De même, les campagnes changent moins vite que les villes. Encore que… mais c’est une autre histoire. Ainsi à chaque retour en ville, je reçois les changements qui s’y sont produits comme un choc. Durant des décennies, cela me faisait rire de retrouver comme des piliers immuables les mêmes habitués au coin des mêmes bars à raconter les mêmes histoires, ils étaient mes garants de la permanence d’un certain monde. Cela non plus n’est plus vrai. La misère fait des ravages, mais là aussi chacun à force s’habitue. Que ce soit à vivre dans une cave sans lumière avec un loyer plus cher que celui d’un bel appartement pas si longtemps auparavant. Que ce soit à se retrouver devant le choix… bistrot et convivialité ou nourriture et solitude, car comment recevoir des amis dans un espace où seul on peut à peine bouger. A payer toujours plus chers les produits de base. A voir l’environnement se dégrader. Et les relations s’en ressentent, l’agressivité monte, la tristesse aussi de ne plus pouvoir dépanner le copain dans la mouise parce qu’on y est tout autant que lui.

Et puis il y a les lois qui défont les solidarités, alors que l’habitat groupé seraient pour beaucoup une solution, non seulement en matière de budget mais aussi de bonne convivialité et le moyen pour certains non pas de chercher un emploi mais de se créer un travail au sein d’un collectif où jouent les complémentarités. Un travail qui réponde à de vrais besoins et non une occupation rémunérée interchangeable… tout est fait, du moins en Belgique pour décourager de telles entreprises. Sinon sur le papier du moins en pratique. Je le sais, j’en ai fait l’expérience, et d’autres comme moi l’on faite.

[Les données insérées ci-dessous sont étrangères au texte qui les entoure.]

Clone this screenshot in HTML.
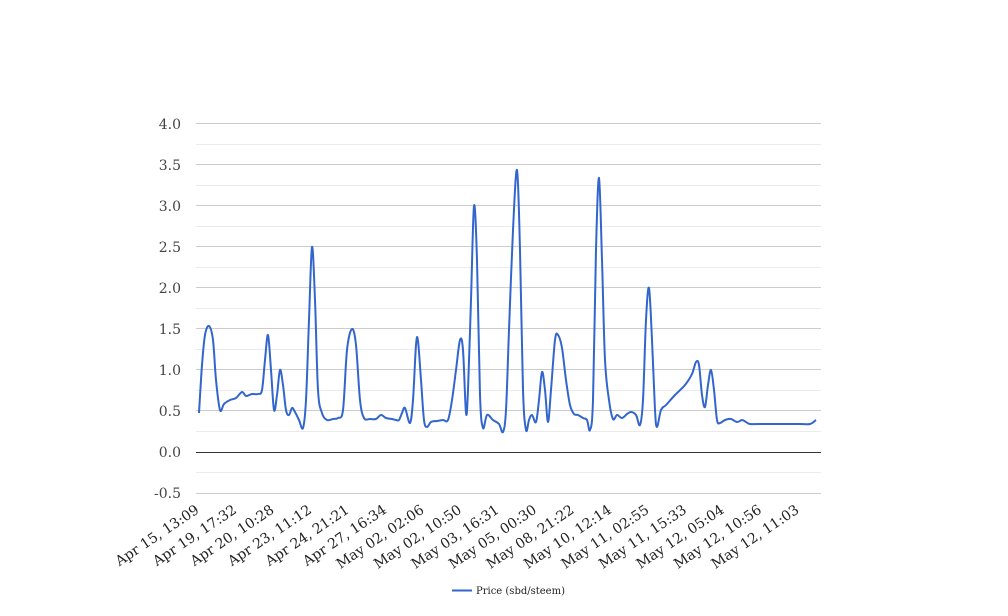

Forte de mes connaissances, en matière de lois, de recommandations aux politiques, d’appels à projet faits par les pouvoirs publics, forte de mes capacités en gestion, intendance, organisation et celle de quelques amis doués de savoir-faire pratiques et créatifs, j’ai tenté le coup. J’ai rencontré une fin de non-recevoir. Il faut être intégré dans les réseaux politiques pour qu’on vous prête attention. J’ai reçu un grand soutien de la part des travailleurs sociaux de première ligne qui trouvait que mon projet répondait à des besoins et pouvaient y apporter une solution concrète.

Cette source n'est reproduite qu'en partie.